Adding a whole new agency, he said, "strikes me as a way of putting additional bureaucracy on top of existing bureaucracy. Creating a whole bunch of people sitting behind desks in Washington isn't going to get anything inspected faster."

Food inspections are down since the early 1970s, based on congressional testimony from former FDA Associate Commissioner William Hubbard, who worked with the FDA for 33 years. In the early 1970s, 35,000 out of 70,000 food processing plants were inspected annually. Now the FDA inspects only 7,000 plants, and the number of plants has risen to 150,000.

Part of the decline is attributed to a decrease in the number of inspectors, which fell 20 percent between 2003 and 2008.

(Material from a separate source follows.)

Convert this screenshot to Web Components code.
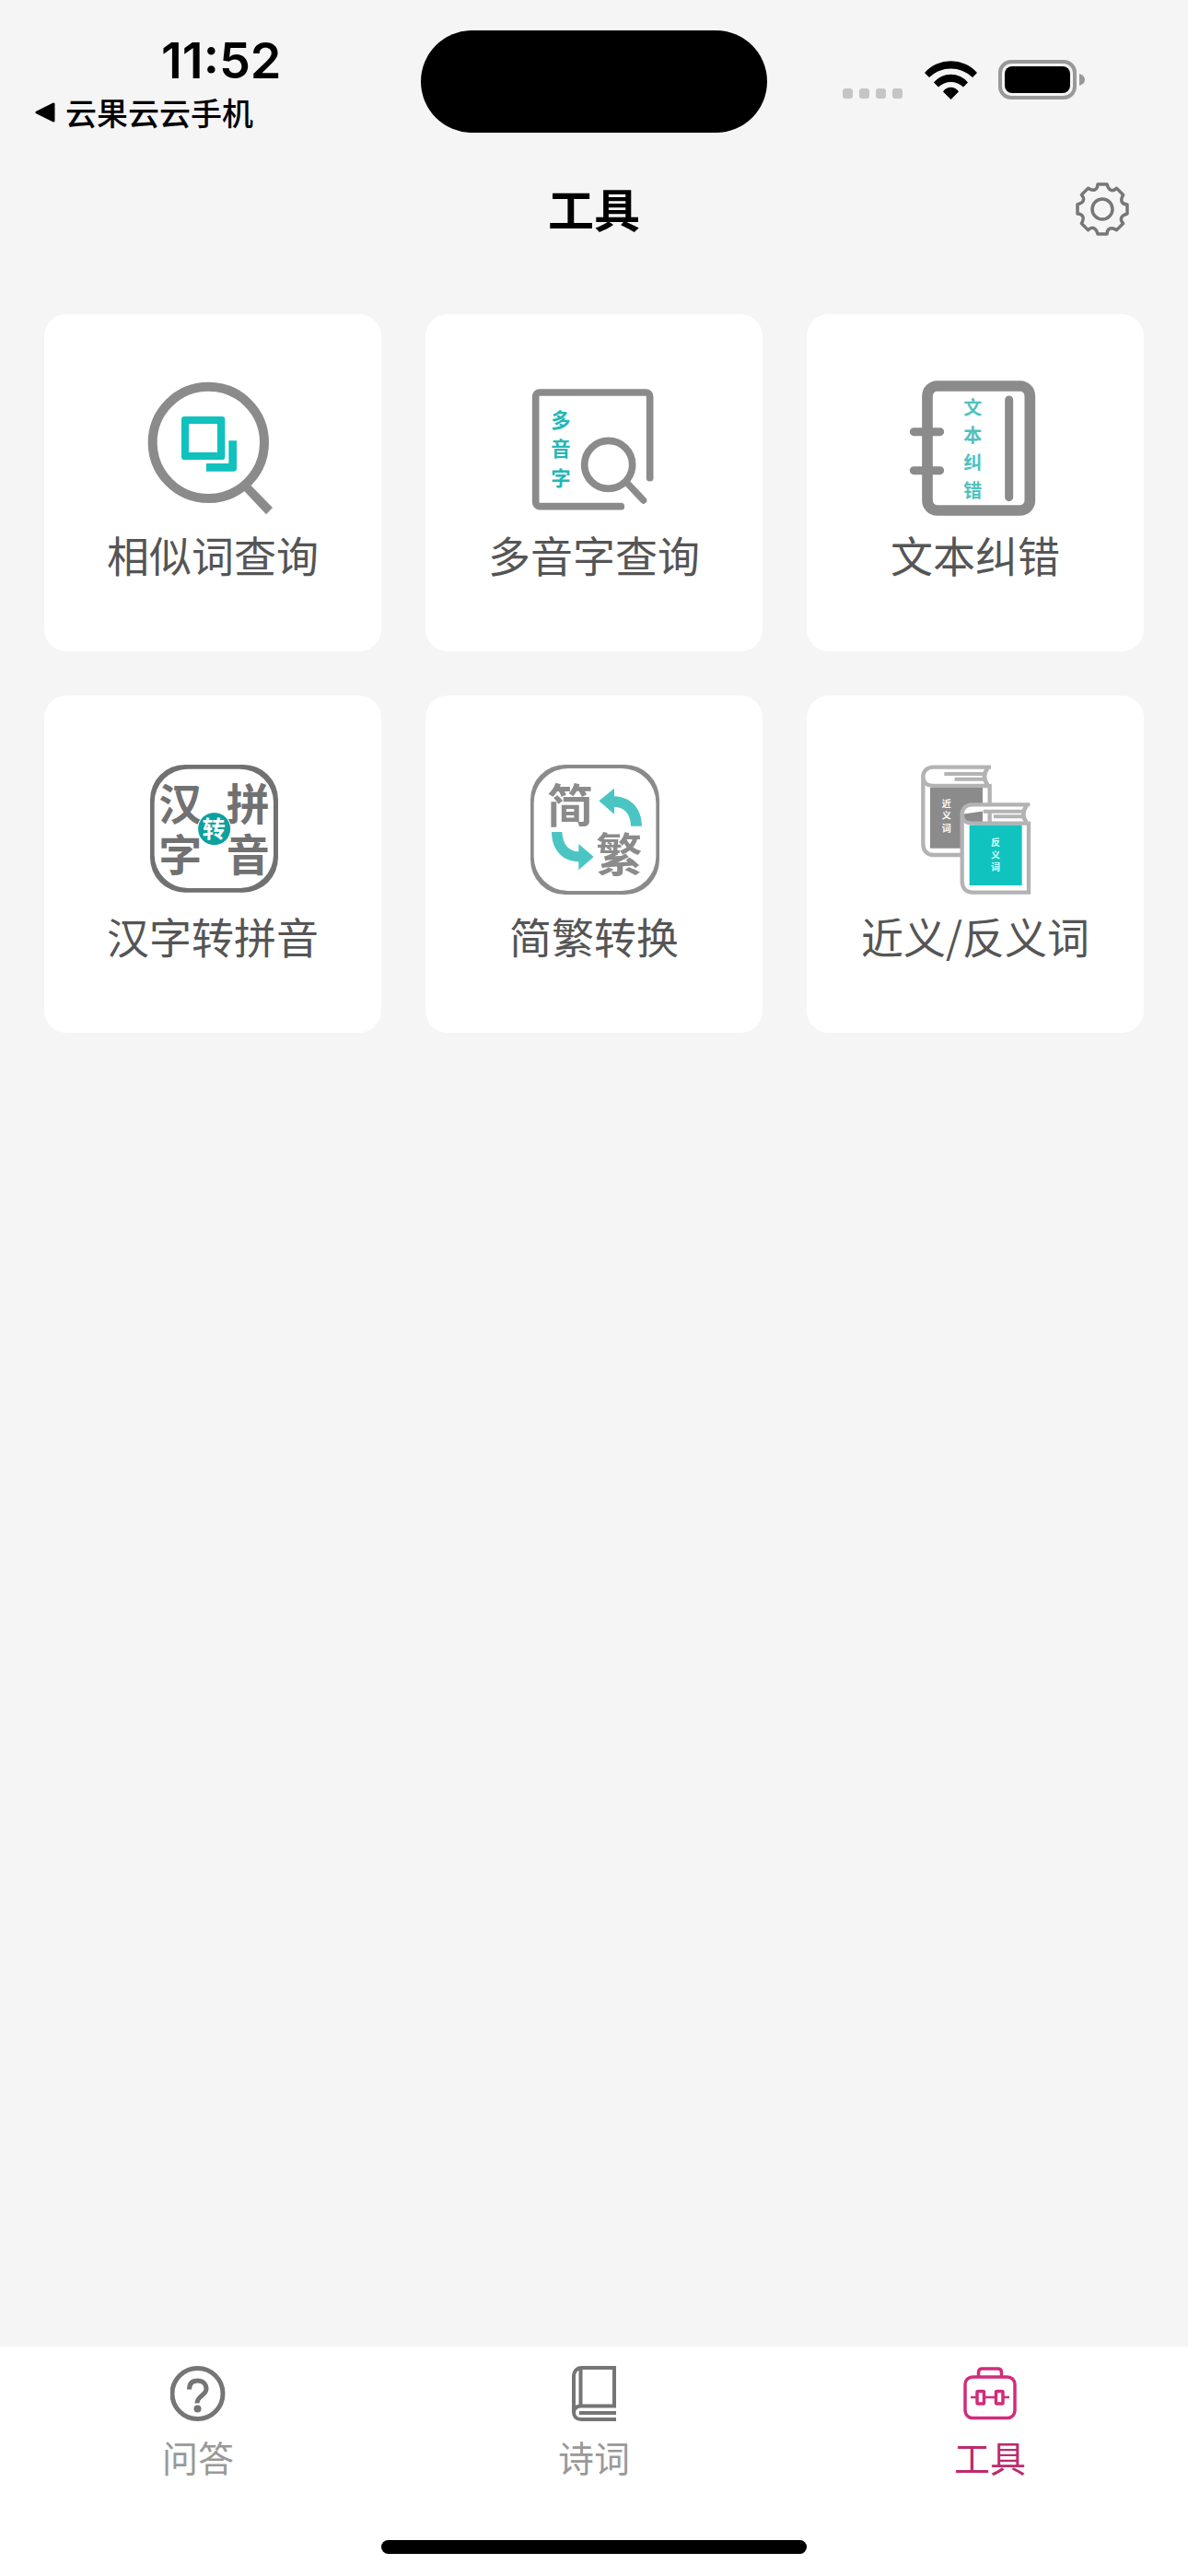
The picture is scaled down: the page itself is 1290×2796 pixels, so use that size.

Aside from increasing inspections, Tanner said he thought that further reforms may not be necessary, since private companies have strong reasons for ensuring quality.

"The companies that created problems -- like the peanut company -- they've gone bankrupt," he said. "The senior officers are out of a job, and in some cases they are being sued and facing jail time.

"But the government bureaucrats aren't going to jail. You have more accountability in the private sector than in the government. There seem to be better ways to handle this than expansion of government bureaucracy."